Paper long abstract:

This paper explores what the 'urban' looks like from the outsides and outskirts of the city by focusing on the mobilities and migratory trajectories of cycle-rickshaw drivers in Dhaka, Bangladesh. The everyday movements and rural-urban migrations of rickshaw drivers are to a large extent facilitated by the 'rickshaw garage'. This inherently transitory space is my point of departure for analyzing the wider dialectics of access and exclusion that characterize urban peripheries. Rickshaw garages are makeshift storage- and sleeping spaces that essentially operate as a gateway to the informal urban economy. The fact that rickshaw drivers can rent their vehicle on a per diem basis, however, makes that the garage functions as a space of both entrance and exit. It enables short-term ventures into the city, as well as frequent rural returns.
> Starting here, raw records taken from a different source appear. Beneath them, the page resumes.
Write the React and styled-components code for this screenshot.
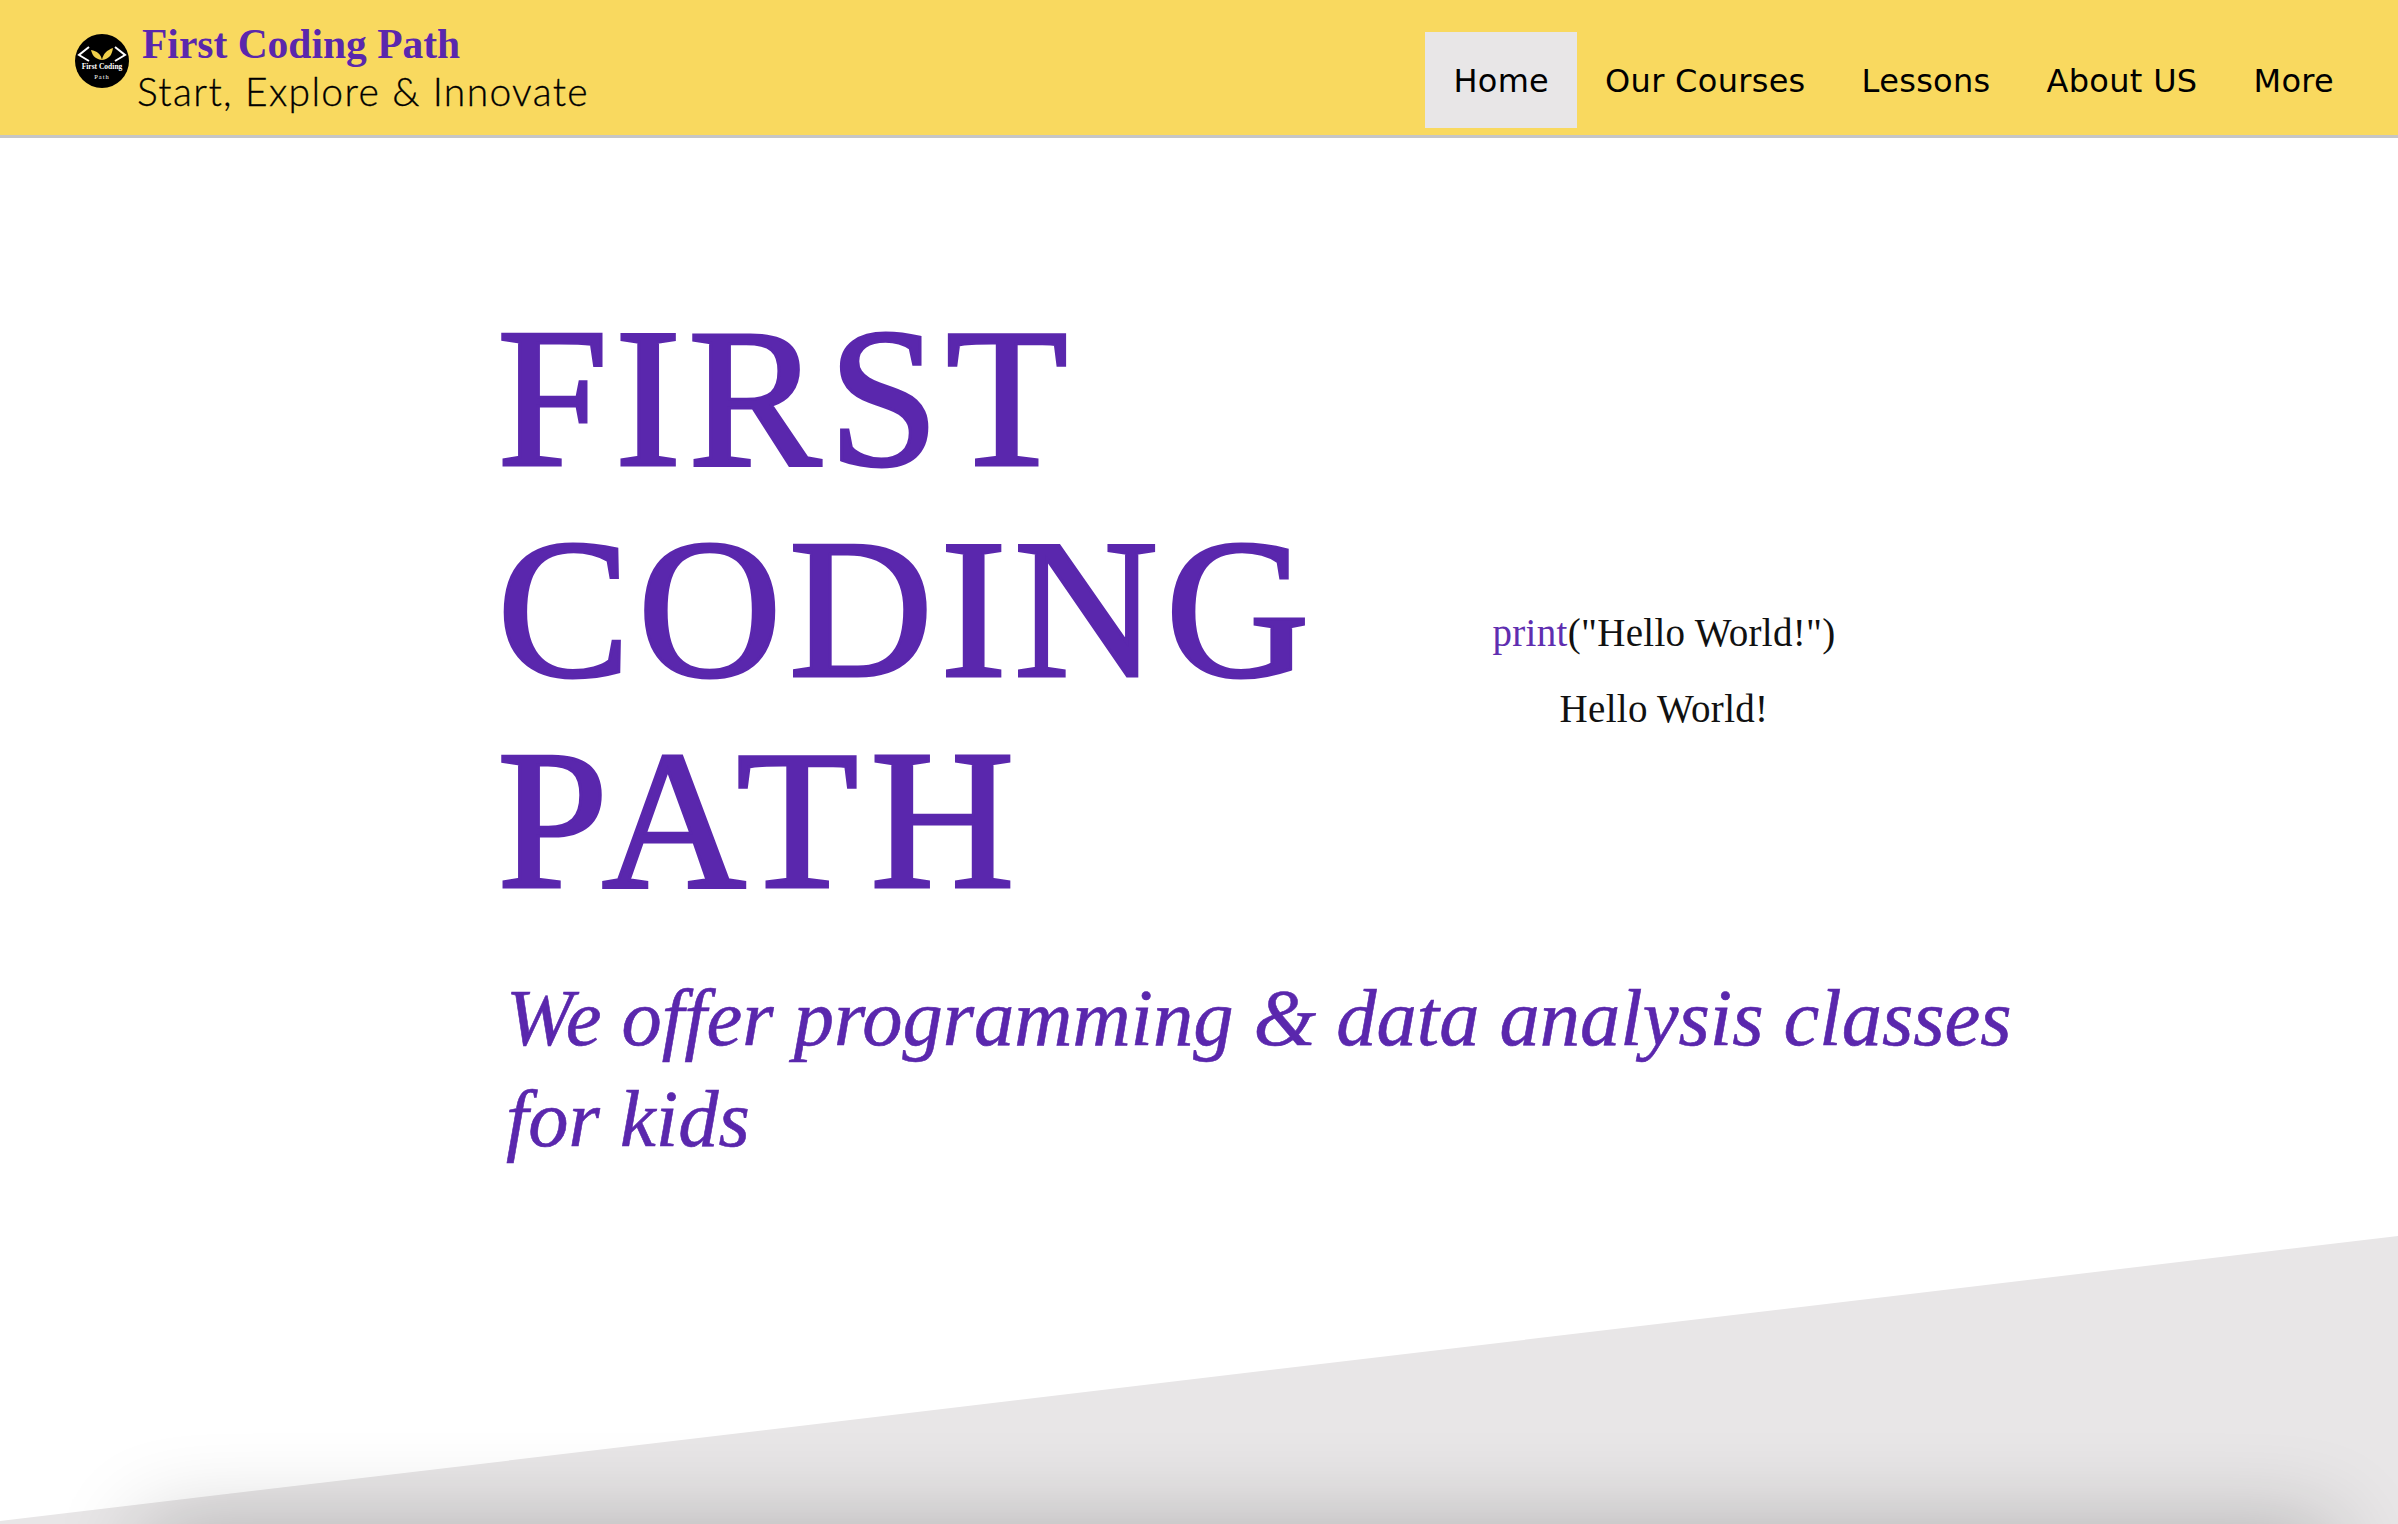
import React from "react";
import styled, { createGlobalStyle } from "styled-components";

const Global = createGlobalStyle`
  html, body { margin: 0; padding: 0; height: 100%; background: #fff; overflow: hidden; }
  #root { height: 100%; }
`;
const Page = styled.div`
  height: 1524px; display: flex; flex-direction: column; overflow: hidden; background: #fff;
`;
const Header = styled.header`
  flex: none; height: 135px; background: #f9d95f; border-bottom: 3px solid #c6c6c6;
  display: flex; justify-content: space-between; padding: 0 36px 0 74px;
`;
const Brand = styled.div`
  display: flex; align-items: flex-start; gap: 8px; padding-top: 21px;
`;
const Logo = styled.svg`
  width: 56px; height: 56px; margin-top: 12px; flex: none;
`;
const BrandText = styled.div`
  display: flex; flex-direction: column; margin-left: -1px;
`;
const BrandName = styled.div`
  font: 700 41.5px/47px "Liberation Serif", serif; color: #5a27ad; padding-left: 5px;
`;
const Tagline = styled.div`
  font: 300 39px/47px "Lato", sans-serif; letter-spacing: 1.35px; color: #000; white-space: nowrap;
  -webkit-text-stroke: 0.3px #000;
`;
const Nav = styled.nav`
  display: flex; align-items: flex-end; padding-bottom: 7px;
`;
const NavItem = styled.a`
  height: 96px; box-sizing: border-box; display: flex; align-items: center; padding: 2px 28px 0;
  font: 400 32px "DejaVu Sans", sans-serif; letter-spacing: 0.3px; color: #000;
  background: ${(p) => (p.$active ? "#e8e6e7" : "transparent")};
`;
const Hero = styled.main`
  flex: 1; min-height: 0; padding: 154px 0 0 497px; display: flex; flex-direction: column;
`;
const HeroTop = styled.div`
  display: flex; align-items: center;
`;
const Title = styled.h1`
  margin: 0; width: 994px; flex: none;
  font: 400 200px/211px "Liberation Serif", serif; color: #5a27ad;
  -webkit-text-stroke: 3px #5a27ad;
`;
const TitleLine = styled.span`
  display: block; letter-spacing: ${(p) => p.$spacing}px;
`;
const Code = styled.div`
  width: 346px; margin-top: 124px; text-align: center;
  font: 400 39px/76px "Liberation Serif", serif; letter-spacing: 0.3px; color: #111;
`;
const Keyword = styled.span`
  color: #5f2eb0;
`;
const Subtitle = styled.p`
  margin: 42px 0 0 9px; width: 1520px;
  font: italic 400 80.5px/101px "Liberation Serif", serif; color: #5a27ad;
  -webkit-text-stroke: 0.6px #5a27ad;
`;
const Wedge = styled.div`
  flex: none; height: 288px; position: relative; overflow: hidden;
  &::before {
    content: ""; position: absolute; inset: 0; background: #e8e6e7;
    clip-path: polygon(0 285px, 100% 0, 100% 100%, 0 100%);
  }
  &::after {
    content: ""; position: absolute; left: 145px; right: 65px; top: 288px; height: 100px;
    box-shadow: 0 0 90px rgba(0, 0, 0, 0.24);
  }
`;

export default function App() {
  return (
    <Page>
      <Global />
      <Header>
        <Brand>
          <Logo viewBox="0 0 56 56">
            <circle cx="28" cy="28" r="27" fill="#000" />
            <path d="M15 14 L5 22 L15 28 M41 14 L51 22 L41 28" fill="none" stroke="#fff" strokeWidth="2" />
            <path d="M28 27 C20 26 18 21 17 17 C23 18 27 21 28 27 Z M28 27 C36 26 38 21 39 15 C33 17 29 21 28 27 Z" fill="#f0d04a" />
            <text x="28" y="36" textAnchor="middle" fontFamily="Liberation Serif, serif" fontSize="7.5" fontWeight="700" fill="#fff">First Coding</text>
            <text x="28" y="46" textAnchor="middle" fontFamily="Liberation Serif, serif" fontSize="6.5" letterSpacing="1" fill="#fff">Path</text>
          </Logo>
          <BrandText>
            <BrandName>First Coding Path</BrandName>
            <Tagline>Start, Explore &amp; Innovate</Tagline>
          </BrandText>
        </Brand>
        <Nav>
          <NavItem $active>Home</NavItem>
          <NavItem>Our Courses</NavItem>
          <NavItem>Lessons</NavItem>
          <NavItem>About US</NavItem>
          <NavItem>More</NavItem>
        </Nav>
      </Header>
      <Hero>
        <HeroTop>
          <Title>
            <TitleLine $spacing={6.6}>FIRST</TitleLine>
            <TitleLine $spacing={7}>CODING</TitleLine>
            <TitleLine $spacing={12}>PATH</TitleLine>
          </Title>
          <Code>
            <div><Keyword>print</Keyword>("Hello World!")</div>
            <div>Hello World!</div>
          </Code>
        </HeroTop>
        <Subtitle>We offer programming &amp; data analysis classes for kids</Subtitle>
      </Hero>
      <Wedge />
    </Page>
  );
}
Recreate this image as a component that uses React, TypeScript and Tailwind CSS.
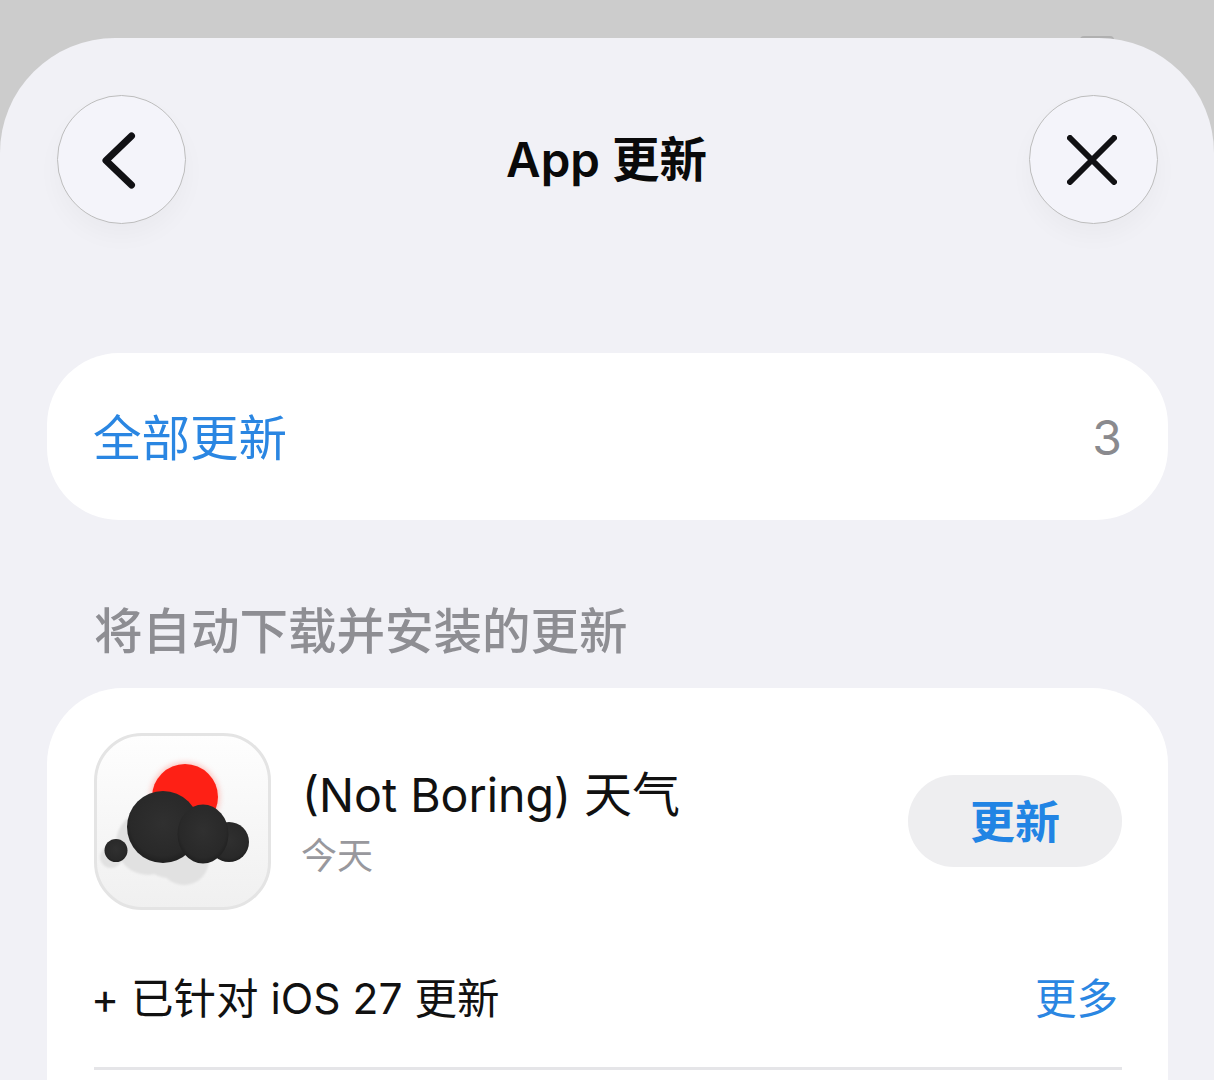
const fontStack = "font-['Inter','Noto_Sans_CJK_SC',sans-serif]";

const AppIcon = () => (
  <div className="w-[177px] h-[177px] shrink-0 rounded-[48px] border-[3px] border-[#e4e4e4] bg-gradient-to-b from-[#fefefe] to-[#f0f0f0] overflow-hidden">
    <svg width="171" height="171" viewBox="3 3 171 171">
      <defs>
        <radialGradient id="ball" cx="50%" cy="45%" r="60%">
          <stop offset="0%" stopColor="#303030" />
          <stop offset="75%" stopColor="#292929" />
          <stop offset="100%" stopColor="#1b1b1b" />
        </radialGradient>
        <filter id="glow" x="-30%" y="-30%" width="160%" height="160%">
          <feGaussianBlur stdDeviation="3" />
        </filter>
        <filter id="soft" x="-10%" y="-10%" width="120%" height="120%">
          <feGaussianBlur stdDeviation="0.8" />
        </filter>
      </defs>
      <g fill="#e1e1e1" filter="url(#soft)">
        <circle cx="54" cy="110" r="32" />
        <circle cx="75" cy="115" r="30" />
        <circle cx="90" cy="127" r="25" />
        <circle cx="17" cy="124" r="11" />
      </g>
      <circle cx="91" cy="64" r="34" fill="#ff8a80" opacity="0.6" filter="url(#glow)" />
      <circle cx="91" cy="64" r="33" fill="#fe2015" />
      <circle cx="135" cy="109" r="20" fill="url(#ball)" />
      <circle cx="69" cy="94" r="36" fill="url(#ball)" />
      <ellipse cx="109" cy="101" rx="25.5" ry="29.5" fill="url(#ball)" />
      <circle cx="22" cy="117.5" r="11.5" fill="url(#ball)" />
    </svg>
  </div>
);

const GlassButton = ({ children }: { children: React.ReactNode }) => (
  <button className="w-[129px] h-[129px] rounded-full bg-[#f4f4fa] border border-[#bdbdbd] shadow-[0_12px_24px_rgba(0,0,0,0.03)] flex items-center justify-center">
    {children}
  </button>
);

export default function App() {
  return (
    <div className={`w-[1214px] h-[1080px] overflow-hidden bg-[#cccccc] pt-[38px] relative ${fontStack}`}>
      <div className="absolute top-[36px] left-[1080px] w-[34px] h-[4px] rounded-t-full bg-[#b0b0b0]" />
      <div className="relative h-[1100px] bg-[#f1f1f6] rounded-t-[115px] pl-[47px] pr-[46px]">
        <header className="pt-[57px] px-[10px] flex items-center justify-between">
          <GlassButton>
            <svg width="40" height="60" viewBox="0 0 40 60" fill="none" stroke="#111114" strokeWidth="7" strokeLinecap="round" strokeLinejoin="round">
              <path d="M29.5 6 L4 30.5 L29.5 55" />
            </svg>
          </GlassButton>
          <h1 className="text-[47.5px] leading-[56px] font-semibold text-[#0a0a0a] -ml-[2px] mt-[1px]">App 更新</h1>
          <GlassButton>
            <svg width="50" height="50" viewBox="0 0 50 50" fill="none" stroke="#111114" strokeWidth="6" strokeLinecap="round" className="-ml-[3px]">
              <path d="M3 3 L47 47 M47 3 L3 47" />
            </svg>
          </GlassButton>
        </header>

        <section className="mt-[129px] h-[167px] rounded-[72px] bg-white px-[47px] flex items-center justify-between">
          <span className="text-[48.5px] leading-[56px] text-[#2a86e2] -ml-[1px] mt-[4px]">全部更新</span>
          <span className="text-[48px] leading-[56px] text-[#8a8a8e] -mr-[1px] mt-[2px]">3</span>
        </section>

        <h2 className="mt-[83px] ml-[47px] text-[48.5px] leading-[58px] font-medium text-[#8e8e93]">将自动下载并安装的更新</h2>

        <section className="mt-[27px] rounded-t-[76px] bg-white pl-[47px] pr-[46px] pt-[45px] pb-[40px]">
          <div className="flex items-center">
            <AppIcon />
            <div className="ml-[32px] flex-1 mt-[1px]">
              <div className="text-[46.5px] leading-[56px] text-[#111111] -ml-[1px]">(Not Boring) <span className="text-[48px]">天气</span></div>
              <div className="mt-[11px] text-[36px] leading-[44px] text-[#98989d] -ml-[2px]">今天</div>
            </div>
            <button className="w-[214px] h-[92px] -mt-[2px] pt-[4px] rounded-full bg-[#eeeef0] text-[45px] font-bold text-[#2184e4]">更新</button>
          </div>
          <div className="mt-[59px] flex items-center justify-between">
            <span className="text-[42.5px] leading-[60px] text-[#111111] -ml-[3px]">+ 已针对 iOS 27 更新</span>
            <span className="text-[41.5px] leading-[60px] text-[#2a86e2] mr-[4px]">更多</span>
          </div>
          <div className="mt-[38px] h-[3px] bg-[#e5e5e8]" />
        </section>
      </div>
    </div>
  );
}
I argue that the rickshaw garage not only highlights the opacity of the periphery - that is, the inability to identify just what is "coming and going" (Simone 2010:54) - but also how peripherality transcends territorial location. Rickshaw garages are frequently relocated and 'move with' the periphery as the city extends outward and more informal uses of space are pushed towards the fringes. I argue that the opacity and unfixity of such peripheral spaces helps demonstrate how social life is caught up in the tension between 'implosion' and 'explosion' that lies at the heart of processes of urbanization (Lefebvre 2003) and demands a form of urban scholarship that does not confine itself to the boundaries of the city.